Jonathan Twingley/The Los Angeles Times |
I hear no firsthand defenses of the holiday. I hear no one seriously defend him as a person or praise his "discovery" of the Americas as anything other than a kind of accident that was fortunate for him and unfortunate for millions of others. So I do not give him or his holiday much attention.
But then, since I teach American Indian literatures at a university, I am not surrounded by people prone to defend him. On my campus, people are more likely to talk about the door he opened for the importation of commercialized slavery, apocalyptic diseases, and conquistadors than about anything positive he may have been credited for in the past.
The Los Angeles Times, though, ran a defense of sorts for the holiday in Sunday's edition. The op-ed piece by an emeritus professor from UCLA, "Curiosity set sail with Columbus," attempts to credit his journey with "prying loose European curiosity from the vise put in place by the medieval church."

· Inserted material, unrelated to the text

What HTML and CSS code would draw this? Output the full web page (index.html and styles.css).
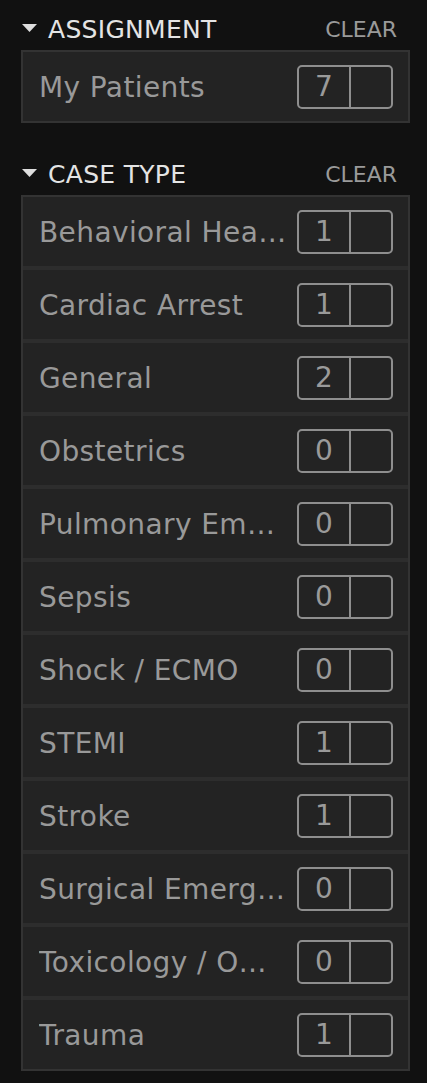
FILE: index.html
```html
<!DOCTYPE html>
<html>
<head>
<meta charset="utf-8">
<link rel="stylesheet" href="styles.css">
</head>
<body>
<div class="filters">
  <section class="group">
    <div class="group-head">
      <div class="group-title">
        <svg class="caret" width="15" height="8" viewBox="0 0 15 8"><polygon points="0,0 15,0 7.5,8" fill="#dedede"/></svg>
        <span>ASSIGNMENT</span>
      </div>
      <span class="clear">CLEAR</span>
    </div>
    <div class="panel">
      <div class="row"><span class="label">My Patients</span><span class="badge"><span class="count">7</span><span class="check"></span></span></div>
    </div>
  </section>

  <section class="group">
    <div class="group-head">
      <div class="group-title">
        <svg class="caret" width="15" height="8" viewBox="0 0 15 8"><polygon points="0,0 15,0 7.5,8" fill="#dedede"/></svg>
        <span>CASE TYPE</span>
      </div>
      <span class="clear">CLEAR</span>
    </div>
    <div class="panel">
      <div class="row"><span class="label">Behavioral Hea…</span><span class="badge"><span class="count">1</span><span class="check"></span></span></div>
      <div class="row"><span class="label">Cardiac Arrest</span><span class="badge"><span class="count">1</span><span class="check"></span></span></div>
      <div class="row"><span class="label">General</span><span class="badge"><span class="count">2</span><span class="check"></span></span></div>
      <div class="row"><span class="label">Obstetrics</span><span class="badge"><span class="count">0</span><span class="check"></span></span></div>
      <div class="row"><span class="label">Pulmonary Em…</span><span class="badge"><span class="count">0</span><span class="check"></span></span></div>
      <div class="row"><span class="label">Sepsis</span><span class="badge"><span class="count">0</span><span class="check"></span></span></div>
      <div class="row"><span class="label">Shock / ECMO</span><span class="badge"><span class="count">0</span><span class="check"></span></span></div>
      <div class="row"><span class="label">STEMI</span><span class="badge"><span class="count">1</span><span class="check"></span></span></div>
      <div class="row"><span class="label">Stroke</span><span class="badge"><span class="count">1</span><span class="check"></span></span></div>
      <div class="row"><span class="label">Surgical Emerg…</span><span class="badge"><span class="count">0</span><span class="check"></span></span></div>
      <div class="row"><span class="label">Toxicology / O…</span><span class="badge"><span class="count">0</span><span class="check"></span></span></div>
      <div class="row"><span class="label">Trauma</span><span class="badge"><span class="count">1</span><span class="check"></span></span></div>
    </div>
  </section>
</div>
</body>
</html>
```

FILE: styles.css
```css
html, body {
  margin: 0;
  padding: 0;
  background: #111111;
}

body {
  font-family: "DejaVu Sans", "Liberation Sans", sans-serif;
  height: 1083px;
  overflow: hidden;
}

.filters {
  padding: 8px 17px 0 21px;
}

.group + .group {
  margin-top: 30px;
}

.group-head {
  height: 42px;
  display: flex;
  align-items: center;
  justify-content: space-between;
}

.group-title {
  display: flex;
  align-items: center;
  gap: 11px;
  padding-left: 1px;
  color: #e4e4e4;
  font-size: 25px;
  letter-spacing: 0.3px;
}

.caret {
  display: block;
  margin-top: -2px;
}

.clear {
  color: #9a9a9a;
  font-size: 22px;
  padding-right: 13px;
}

.panel {
  border: 2px solid #333333;
  background: #232323;
}

.row {
  height: 69px;
  display: flex;
  align-items: center;
  justify-content: space-between;
  padding: 0 15px 0 16px;
  background: #232323;
}

.row + .row {
  border-top: 4px solid #2d2d2d;
}

.label {
  color: #999999;
  font-size: 28px;
  letter-spacing: 0.4px;
  padding-top: 2px;
  white-space: nowrap;
  overflow: hidden;
  text-overflow: ellipsis;
  min-width: 0;
}

.badge {
  flex: none;
  display: flex;
  width: 96px;
  height: 44px;
  box-sizing: border-box;
  border: 2px solid #8e8e8e;
  border-radius: 5px;
}

.count {
  width: 50px;
  border-right: 2px solid #8e8e8e;
  display: flex;
  align-items: center;
  justify-content: center;
  color: #9a9a9a;
  font-size: 28px;
}

.check {
  flex: 1;
}
```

The claim strikes me as ironic since so much of the ensuing colonization of the Americas was enabled and empowered by the Catholic Church, including the enslavement of Indians.
Although the article mentions the "unintentional holocaust" caused by diseases that crossed the ocean with the Europeans, it does not mention the intentional holocausts of mass slavery, imperialism, and genocidal warfare.
In fact, the newspaper itself may have been a little ambivalent about the retired professor's opinion. The op-ed is accompanied by an illustration that conveys a message (intentional or not) that undermines the words.
Granted, the image shows Columbus on top of the world and a generic church figure on the bottom; this suggests that he has perhaps upended some balance of power in the world. But Columbus has a really creepy hand holding his stomach; it looks rather skeletal. And his face is strangely obscured along his jaw and neck, with odd markings in the air by his face and shoulder -- are they insects? I do not know what the artist intended, but to me Columbus looks a bit like the Lord of the Flies.
Rather than representing the Light of Knowledge, he looks like the Specter of Death. The op-ed suggest he was some kind of vanguard of the Enlightenment, but the illustration suggests he was harbinger of Doom.
The church official below him looks somewhat skeletal himself, and his red robe suggests something hellish as much as holy. Rather than looking like opposites, the two figures look like partners in crime.
I have no problem if the retired UCLA professor wants a new holiday to celebrate Europe's emergence from some intellectual black hole. Let's just not call it Columbus Day.